Kinsey A. Anderson in the 1980s.
Kinsey A. Anderson, a professor emeritus of physics at the University of California, Berkeley, and an international leader in the field now called space physics, died June 11 in an assisted living facility in Pinole, Calif. He was 85 and suffered from Alzheimer’s disease.
For four decades, Anderson built experiments that flew on balloons, rockets and satellites and helped explain the nature of Earth’s aurora, or northern lights; solar flares and solar energetic particles; the solar wind sweeping through space; and the structure of Earth’s magnetic "tail."
While a graduate student at the University of Minnesota in the early 1950s, he was a member of the group that first developed balloons that could take experiments to high altitudes in order to study cosmic rays and X-rays that are blocked by the atmosphere. He used these balloons, and later sounding rockets, to study high-energy cosmic rays and particles from the sun.
At UC Berkeley, he designed and built more advanced instruments that flew on over two dozen satellites. He convinced NASA that the Apollo 15 and 16 missions, which landed on the moon in the early 1970s, should carry subsatellites that could be left in lunar orbit. The goal was to measure the shadowing of energetic electrons by the moon to determine the motion of Earth’s magnetic tail, but he and former student Robert Lin, now a UC Berkeley professor of physics, discovered that electron detectors could also be used to measure the magnetic field on the surface of the moon. Lin subsequently built instruments for the Lunar Prospector and Mars Global Surveyor that used this technique to map the surface magnetic fields of the moon and Mars.
"It was a time of great discovery in space, and Kinsey opened up the entire field of space physics, helping to understand new phenomena that had never been seen before," Lin said. "It was a very exciting time."
In 1986, he and Lin also built detectors that flew aboard the European Space Agency’s Giotto spacecraft to sample gases coming off Halley’s Comet.
Anderson served for 10 years (1970-79) as director of UC Berkeley’s Space Sciences Laboratory (SSL).During that time, the laboratory became a world leader in space research, said Lin, who subsequently served as SSL director.

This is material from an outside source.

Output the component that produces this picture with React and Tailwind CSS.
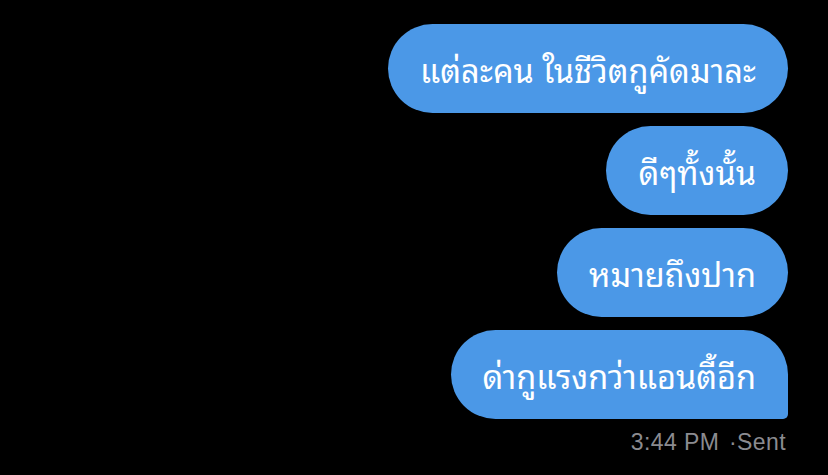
export default function App() {
  const msgs = ["แต่ละคน ในชีวิตกูคัดมาละ", "ดีๆทั้งนั้น", "หมายถึงปาก", "ด่ากูแรงกว่าแอนตี้อีก"];
  return (
    <div className="w-[828px] h-[475px] bg-black overflow-hidden flex flex-col items-end pt-[24px] pr-[40px]" style={{ fontFamily: '"Noto Sans Thai Looped", "Noto Sans Thai", "Noto Sans", "DejaVu Sans", sans-serif' }}>
      <div className="flex flex-col items-end gap-[13px]">
        {msgs.map((m, i) => (
          <div
            key={i}
            className={`h-[89px] flex items-center px-[32px] bg-[#4b98e7] text-white text-[32.5px] leading-none ${i === 3 ? "rounded-l-[45px] rounded-tr-[45px] rounded-br-[5px]" : "rounded-[45px]"}`}
          >
            {m}
          </div>
        ))}
      </div>
      <div className="mt-[12px] text-[23px] tracking-[0.4px] text-[#8b8b90] leading-none pr-[2px]" style={{ fontFamily: '"Liberation Sans", Arial, sans-serif' }}>
        3:44 PM <span className="ml-[3px]">·</span>Sent
      </div>
    </div>
  );
}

Born in Preston, Minn., on Sept. 18, 1926, Anderson graduated from Carleton College in Minnesota in 1949 with a B.A. in physics and joined the University of Minnesota group that conducted the original research and development of balloons later used for high altitude research. He was awarded a patent for a novel method of measuring stresses in balloon material for different shapes of balloons.
For his Ph.D. thesis under University of Minnesota professor John Winckler, he used the balloon technology to measure cosmic rays at various latitudes and altitudes, even launching balloons from a U.S. aircraft carrier in the South Pacific. After completing his thesis in 1955, he accepted a post-doctoral position at the University of Iowa, where he subsequently joined the faculty in 1958.